— Start RECORDED DATA —
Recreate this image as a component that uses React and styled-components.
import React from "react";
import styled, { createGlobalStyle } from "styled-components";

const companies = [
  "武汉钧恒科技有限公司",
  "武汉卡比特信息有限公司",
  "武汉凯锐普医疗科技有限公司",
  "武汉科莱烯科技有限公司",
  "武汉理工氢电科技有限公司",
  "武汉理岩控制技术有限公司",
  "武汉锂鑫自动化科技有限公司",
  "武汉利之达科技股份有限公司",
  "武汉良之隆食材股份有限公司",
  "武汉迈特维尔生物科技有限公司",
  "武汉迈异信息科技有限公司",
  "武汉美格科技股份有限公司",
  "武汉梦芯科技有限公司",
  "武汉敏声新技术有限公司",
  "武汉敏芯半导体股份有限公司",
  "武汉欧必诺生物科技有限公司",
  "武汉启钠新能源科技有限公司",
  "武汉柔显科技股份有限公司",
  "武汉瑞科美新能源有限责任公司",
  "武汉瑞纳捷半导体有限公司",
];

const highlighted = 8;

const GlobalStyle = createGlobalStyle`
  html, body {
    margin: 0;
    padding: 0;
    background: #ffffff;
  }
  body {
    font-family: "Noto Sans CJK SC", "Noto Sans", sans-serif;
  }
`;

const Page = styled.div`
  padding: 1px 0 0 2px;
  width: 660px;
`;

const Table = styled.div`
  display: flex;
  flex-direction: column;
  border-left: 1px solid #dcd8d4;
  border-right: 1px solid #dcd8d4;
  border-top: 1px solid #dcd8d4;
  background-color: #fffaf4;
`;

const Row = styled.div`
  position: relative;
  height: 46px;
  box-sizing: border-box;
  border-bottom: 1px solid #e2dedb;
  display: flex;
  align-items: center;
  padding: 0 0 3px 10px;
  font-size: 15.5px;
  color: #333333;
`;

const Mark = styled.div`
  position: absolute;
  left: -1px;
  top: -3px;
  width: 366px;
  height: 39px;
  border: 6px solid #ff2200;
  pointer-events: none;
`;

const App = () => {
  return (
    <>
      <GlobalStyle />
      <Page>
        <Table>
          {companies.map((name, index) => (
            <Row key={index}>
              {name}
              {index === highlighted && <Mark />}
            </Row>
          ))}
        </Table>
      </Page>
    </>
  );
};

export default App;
— End RECORDED DATA —
- _TASK DETAILS_: Print all the data exactly.

- _RESPONSE TO THIS EXERCISE_:
Recreate this image as a component that uses React and styled-components.
import React from "react";
import styled, { createGlobalStyle } from "styled-components";

const companies = [
  "武汉钧恒科技有限公司",
  "武汉卡比特信息有限公司",
  "武汉凯锐普医疗科技有限公司",
  "武汉科莱烯科技有限公司",
  "武汉理工氢电科技有限公司",
  "武汉理岩控制技术有限公司",
  "武汉锂鑫自动化科技有限公司",
  "武汉利之达科技股份有限公司",
  "武汉良之隆食材股份有限公司",
  "武汉迈特维尔生物科技有限公司",
  "武汉迈异信息科技有限公司",
  "武汉美格科技股份有限公司",
  "武汉梦芯科技有限公司",
  "武汉敏声新技术有限公司",
  "武汉敏芯半导体股份有限公司",
  "武汉欧必诺生物科技有限公司",
  "武汉启钠新能源科技有限公司",
  "武汉柔显科技股份有限公司",
  "武汉瑞科美新能源有限责任公司",
  "武汉瑞纳捷半导体有限公司",
];

const highlighted = 8;

const GlobalStyle = createGlobalStyle`
  html, body {
    margin: 0;
    padding: 0;
    background: #ffffff;
  }
  body {
    font-family: "Noto Sans CJK SC", "Noto Sans", sans-serif;
  }
`;

const Page = styled.div`
  padding: 1px 0 0 2px;
  width: 660px;
`;

const Table = styled.div`
  display: flex;
  flex-direction: column;
  border-left: 1px solid #dcd8d4;
  border-right: 1px solid #dcd8d4;
  border-top: 1px solid #dcd8d4;
  background-color: #fffaf4;
`;

const Row = styled.div`
  position: relative;
  height: 46px;
  box-sizing: border-box;
  border-bottom: 1px solid #e2dedb;
  display: flex;
  align-items: center;
  padding: 0 0 3px 10px;
  font-size: 15.5px;
  color: #333333;
`;

const Mark = styled.div`
  position: absolute;
  left: -1px;
  top: -3px;
  width: 366px;
  height: 39px;
  border: 6px solid #ff2200;
  pointer-events: none;
`;

const App = () => {
  return (
    <>
      <GlobalStyle />
      <Page>
        <Table>
          {companies.map((name, index) => (
            <Row key={index}>
              {name}
              {index === highlighted && <Mark />}
            </Row>
          ))}
        </Table>
      </Page>
    </>
  );
};

export default App;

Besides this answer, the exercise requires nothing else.